>> START GIVEN DATA
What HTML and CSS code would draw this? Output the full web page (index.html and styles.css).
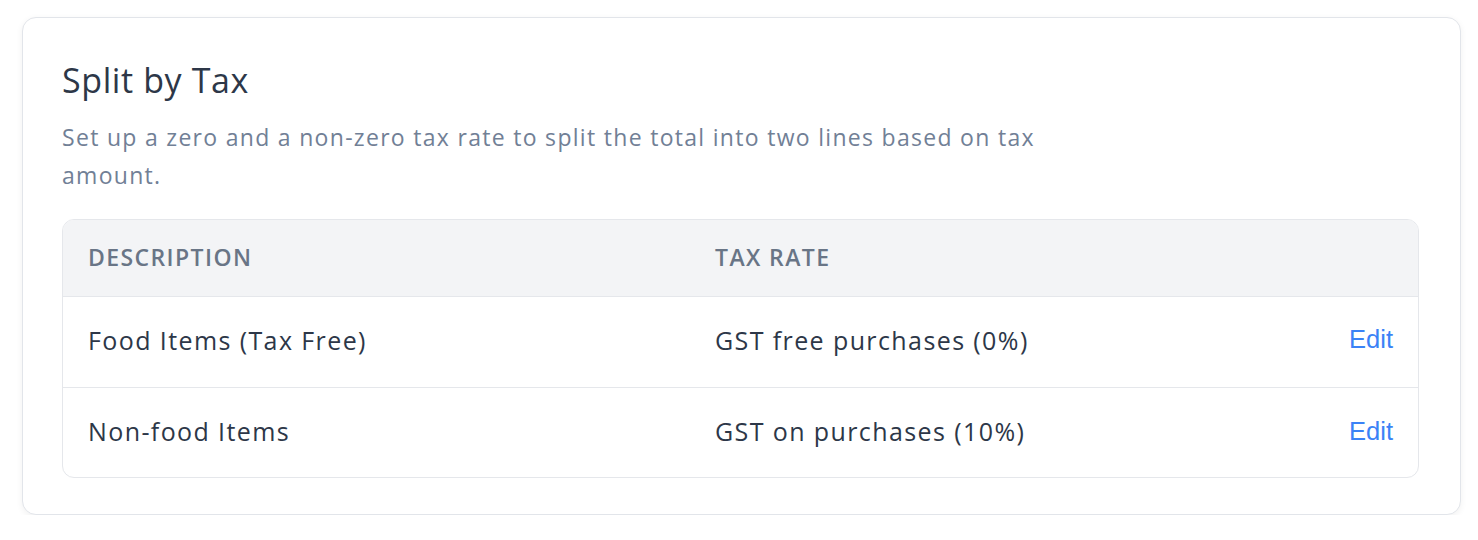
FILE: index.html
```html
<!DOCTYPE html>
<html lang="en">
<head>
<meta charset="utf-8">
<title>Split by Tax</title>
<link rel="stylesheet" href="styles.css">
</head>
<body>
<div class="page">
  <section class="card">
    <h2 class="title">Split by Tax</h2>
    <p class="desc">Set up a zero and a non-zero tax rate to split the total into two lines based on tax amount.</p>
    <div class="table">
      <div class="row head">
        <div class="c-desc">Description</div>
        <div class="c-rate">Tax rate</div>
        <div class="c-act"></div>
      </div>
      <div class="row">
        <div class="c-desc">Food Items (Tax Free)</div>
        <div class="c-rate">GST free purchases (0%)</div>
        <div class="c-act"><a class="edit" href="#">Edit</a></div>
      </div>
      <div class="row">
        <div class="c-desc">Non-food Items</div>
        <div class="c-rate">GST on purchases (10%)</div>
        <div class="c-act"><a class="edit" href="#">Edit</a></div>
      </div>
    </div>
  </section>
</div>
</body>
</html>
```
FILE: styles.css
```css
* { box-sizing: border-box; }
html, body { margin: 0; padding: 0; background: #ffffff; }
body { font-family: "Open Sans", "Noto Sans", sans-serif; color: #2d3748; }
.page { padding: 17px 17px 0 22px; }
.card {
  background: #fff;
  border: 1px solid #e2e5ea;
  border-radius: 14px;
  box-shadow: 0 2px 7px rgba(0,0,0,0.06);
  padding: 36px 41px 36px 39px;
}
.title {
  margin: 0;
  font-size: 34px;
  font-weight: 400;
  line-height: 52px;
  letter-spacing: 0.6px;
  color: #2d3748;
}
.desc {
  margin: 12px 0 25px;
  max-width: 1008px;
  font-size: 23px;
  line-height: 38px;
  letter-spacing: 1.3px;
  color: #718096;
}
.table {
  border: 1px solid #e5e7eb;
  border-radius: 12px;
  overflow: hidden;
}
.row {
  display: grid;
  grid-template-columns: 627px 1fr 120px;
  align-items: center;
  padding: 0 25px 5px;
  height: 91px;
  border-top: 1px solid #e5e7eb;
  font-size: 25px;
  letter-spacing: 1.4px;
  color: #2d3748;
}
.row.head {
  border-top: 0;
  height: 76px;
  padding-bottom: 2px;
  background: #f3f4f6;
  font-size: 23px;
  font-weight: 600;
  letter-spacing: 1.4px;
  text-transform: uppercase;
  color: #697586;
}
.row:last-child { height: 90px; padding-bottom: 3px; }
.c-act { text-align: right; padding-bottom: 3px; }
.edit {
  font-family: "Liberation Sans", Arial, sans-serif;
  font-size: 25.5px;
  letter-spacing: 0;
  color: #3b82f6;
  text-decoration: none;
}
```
>> END GIVEN DATA
**EXERCISE DIRECTIONS:**
Transcribe the listing above verbatim. Omit the pictures.

**REPLY TO THE EXERCISE:**
What HTML and CSS code would draw this? Output the full web page (index.html and styles.css).
FILE: index.html
```html
<!DOCTYPE html>
<html lang="en">
<head>
<meta charset="utf-8">
<title>Split by Tax</title>
<link rel="stylesheet" href="styles.css">
</head>
<body>
<div class="page">
  <section class="card">
    <h2 class="title">Split by Tax</h2>
    <p class="desc">Set up a zero and a non-zero tax rate to split the total into two lines based on tax amount.</p>
    <div class="table">
      <div class="row head">
        <div class="c-desc">Description</div>
        <div class="c-rate">Tax rate</div>
        <div class="c-act"></div>
      </div>
      <div class="row">
        <div class="c-desc">Food Items (Tax Free)</div>
        <div class="c-rate">GST free purchases (0%)</div>
        <div class="c-act"><a class="edit" href="#">Edit</a></div>
      </div>
      <div class="row">
        <div class="c-desc">Non-food Items</div>
        <div class="c-rate">GST on purchases (10%)</div>
        <div class="c-act"><a class="edit" href="#">Edit</a></div>
      </div>
    </div>
  </section>
</div>
</body>
</html>
```
FILE: styles.css
```css
* { box-sizing: border-box; }
html, body { margin: 0; padding: 0; background: #ffffff; }
body { font-family: "Open Sans", "Noto Sans", sans-serif; color: #2d3748; }
.page { padding: 17px 17px 0 22px; }
.card {
  background: #fff;
  border: 1px solid #e2e5ea;
  border-radius: 14px;
  box-shadow: 0 2px 7px rgba(0,0,0,0.06);
  padding: 36px 41px 36px 39px;
}
.title {
  margin: 0;
  font-size: 34px;
  font-weight: 400;
  line-height: 52px;
  letter-spacing: 0.6px;
  color: #2d3748;
}
.desc {
  margin: 12px 0 25px;
  max-width: 1008px;
  font-size: 23px;
  line-height: 38px;
  letter-spacing: 1.3px;
  color: #718096;
}
.table {
  border: 1px solid #e5e7eb;
  border-radius: 12px;
  overflow: hidden;
}
.row {
  display: grid;
  grid-template-columns: 627px 1fr 120px;
  align-items: center;
  padding: 0 25px 5px;
  height: 91px;
  border-top: 1px solid #e5e7eb;
  font-size: 25px;
  letter-spacing: 1.4px;
  color: #2d3748;
}
.row.head {
  border-top: 0;
  height: 76px;
  padding-bottom: 2px;
  background: #f3f4f6;
  font-size: 23px;
  font-weight: 600;
  letter-spacing: 1.4px;
  text-transform: uppercase;
  color: #697586;
}
.row:last-child { height: 90px; padding-bottom: 3px; }
.c-act { text-align: right; padding-bottom: 3px; }
.edit {
  font-family: "Liberation Sans", Arial, sans-serif;
  font-size: 25.5px;
  letter-spacing: 0;
  color: #3b82f6;
  text-decoration: none;
}
```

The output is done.